It's not really a super meaningful distinction for user code, IMO.

Shrinks the capacity of the vector as much as possible.

It will drop down as close as possible to the length but the allocator may still inform the vector that there is space for a few more elements.

As I read this, "it" refers to "the capacity of the vector," and thus the rest of the sentence is saying that vec.capacity() >= vec.len(). This should be rephrased so that it is clearly talking about the size of the backing allocation.

The language of reserve_exact is also misleading:

Reserves the minimum capacity for exactly additional more elements to be inserted in the given Vec<T>. After calling reserve_exact , capacity will be greater than or equal to self.len() + additional. Does nothing if the capacity is already sufficient.

Note that the allocator may give the collection more space than it requests. Therefore capacity can not be relied upon to be precisely minimal. Prefer reserve if future insertions are expected.

This one says that the cap field of the vector may not be equal to len, which is indeed a fair statement after reviewing the implementation. But the second paragraph seems to be implying that this is due to the will of the allocator; that is not the case here! (the cases where cap > requested on exit are simply the cases where cap > requested on entry!)

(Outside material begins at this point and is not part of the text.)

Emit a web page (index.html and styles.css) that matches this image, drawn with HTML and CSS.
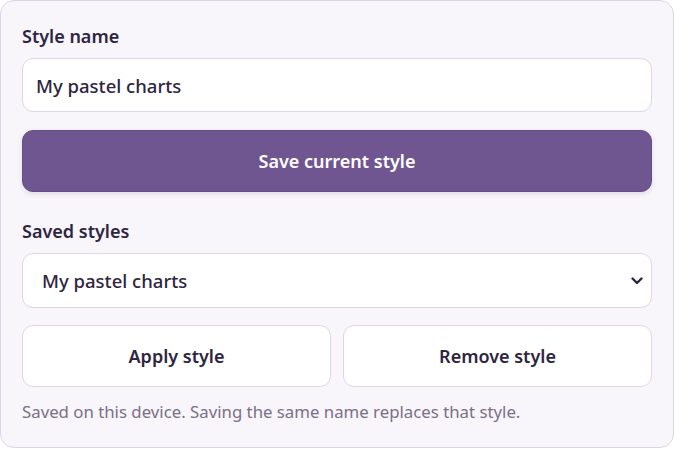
FILE: index.html
```html
<!DOCTYPE html>
<html lang="en">

<head>
    <meta charset="UTF-8">
    <meta name="viewport" content="width=device-width, initial-scale=1.0">
    <title>Chart styles</title>
    <link rel="stylesheet" href="styles.css">
</head>

<body>
    <!-- style manager panel -->
    <div class="style-panel">
        <label class="field-label" for="styleName">Style name</label>
        <input type="text" id="styleName" class="text-input" value="My pastel charts">
        <button type="button" class="primary-btn">Save current style</button>

        <label class="field-label saved-label" for="savedStyles">Saved styles</label>
        <div class="select-wrap">
            <select id="savedStyles" class="style-select">
                <option>My pastel charts</option>
            </select>
            <svg class="select-arrow" width="12" height="8" viewBox="0 0 12 8">
                <path d="M1.5 1.5 L6 6 L10.5 1.5" fill="none" stroke="currentColor" stroke-width="2.4" stroke-linecap="round" stroke-linejoin="round"/>
            </svg>
        </div>

        <div class="btn-row">
            <button type="button" class="outline-btn">Apply style</button>
            <button type="button" class="outline-btn">Remove style</button>
        </div>

        <p class="hint">Saved on this device. Saving the same name replaces that style.</p>
    </div>
</body>

</html>
```

FILE: styles.css
```css
:root {
    --primary-color: #6f5690;
    --panel-bg: #f8f5fb;
    --border-color: #ddd5e8;
    --text-dark: #2e2540;
    --text-muted: #7a7088;
}

* {
    margin: 0;
    padding: 0;
    box-sizing: border-box;
    font-family: 'Noto Sans', 'Open Sans', sans-serif;
}

body {
    background: #ffffff;
}

/* panel */
.style-panel {
    width: 674px;
    display: flex;
    flex-direction: column;
    background: var(--panel-bg);
    border: 1px solid var(--border-color);
    border-radius: 14px;
    padding: 23px 21px 24px;
    color: var(--text-dark);
}

.field-label {
    display: block;
    font-size: 18px;
    line-height: 24px;
    font-weight: 600;
    margin-bottom: 10px;
}

.saved-label {
    margin-top: 27px;
}

.text-input {
    width: 100%;
    height: 54px;
    padding: 0 13px;
    border: 1px solid var(--border-color);
    border-radius: 11px;
    background: white;
    font-size: 18.5px;
    font-weight: 500;
    color: var(--text-dark);
}

.primary-btn {
    margin-top: 18px;
    height: 62px;
    width: 100%;
    border: 1px solid #654d86;
    border-radius: 11px;
    background: var(--primary-color);
    color: white;
    font-size: 18px;
    font-weight: 600;
    box-shadow: 0 2px 5px rgba(60, 40, 90, 0.12);
    cursor: pointer;
}

/* select with custom arrow */
.select-wrap {
    position: relative;
}

.style-select {
    appearance: none;
    -webkit-appearance: none;
    width: 100%;
    height: 55px;
    padding: 0 40px 0 19px;
    border: 1px solid var(--border-color);
    border-radius: 11px;
    background: white;
    font-size: 18.5px;
    font-weight: 500;
    color: var(--text-dark);
}

.select-arrow {
    position: absolute;
    right: 9px;
    top: 24px;
    color: var(--text-dark);
    pointer-events: none;
}

.btn-row {
    margin-top: 17px;
    display: grid;
    grid-template-columns: 1fr 1fr;
    gap: 12px;
}

.outline-btn {
    height: 62px;
    border: 1px solid var(--border-color);
    border-radius: 11px;
    background: white;
    color: var(--text-dark);
    font-size: 18px;
    font-weight: 600;
    cursor: pointer;
}

.hint {
    margin-top: 14px;
    font-size: 16.8px;
    line-height: 22px;
    color: var(--text-muted);
}
```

I believe it is up to the allocator. If you ask the allocator for space for N more elements, it may return more than that (ie the whole notion of “usable_size”), eg allocators using size classes.

It doesn’t look like RawVec queries the Alloc::usable_size anywhere (at least I couldn’t find it while on my phone), however.

So, if I have understood correctly (please correct me if I'm wrong, I am just basing this post on how I have understood this thread), to summarise in practice:

  • shrink_to_fit, reserve_exact, etc. do manage to drop as much extra capacity as possible. By that I mean that it will be the same capacity as a fresh Vec::with_capacity. That is, user-wise, there is no way to allocate less.

  • the only subtlety here is thus that a .shrink_to_fit cannot be used to guarantee that calling .push right after will trigger a reallocation: since the allocator may not be able to give 1-byte-precise "chunks", there is always the possibility of the actual capacity being rounded up to some size (e.g., Vec::with_capacity(30) may actually allocate 32 bytes thus allowing 2 extra .pushes before triggering a reallocation).

All in all, those seem like overly cautious "warnings", since the "wasted" capacity only depends from the allocator implementation, and in general should be negligible. (I have to admit that for a moment I had a doubt (like @ExpHP it seems) as to whether Vec::from(v.into_boxed_slice()) occupied less memory than { v.shrink_to_fit(); v })

I believe that the above is a correct analysis. Allocators always have their own strategy for how they partition storage into useful sizes. Very seldom is the allocated area exactly the same size as that requested; usually it is only expected to be within some factor 𝜀 (e.g., 1.25 or 1.5) of the requested size. Allocators with power-of-2 granularity are very common, particularly for small requested sizes.

Can we please stop using the phrase "actual capacity" to refer to the size of the allocation? The term is ambiguous and can be interpreted to mean "the actual value of the capacity field." This in turn creates unnecessary confusion for people who need to write unsafe code that messes with the capacity field.

  • the only subtlety here is thus that a .shrink_to_fit cannot be used to guarantee that calling .push right after will trigger a reallocation: since the allocator may not be able to give 1-byte-precise “chunks”, there is always the possibility of the actual capacity being rounded up to some size ( e.g. , Vec::with_capacity(30) may actually allocate 32 bytes thus allowing 2 extra .push es before triggering a reallocation).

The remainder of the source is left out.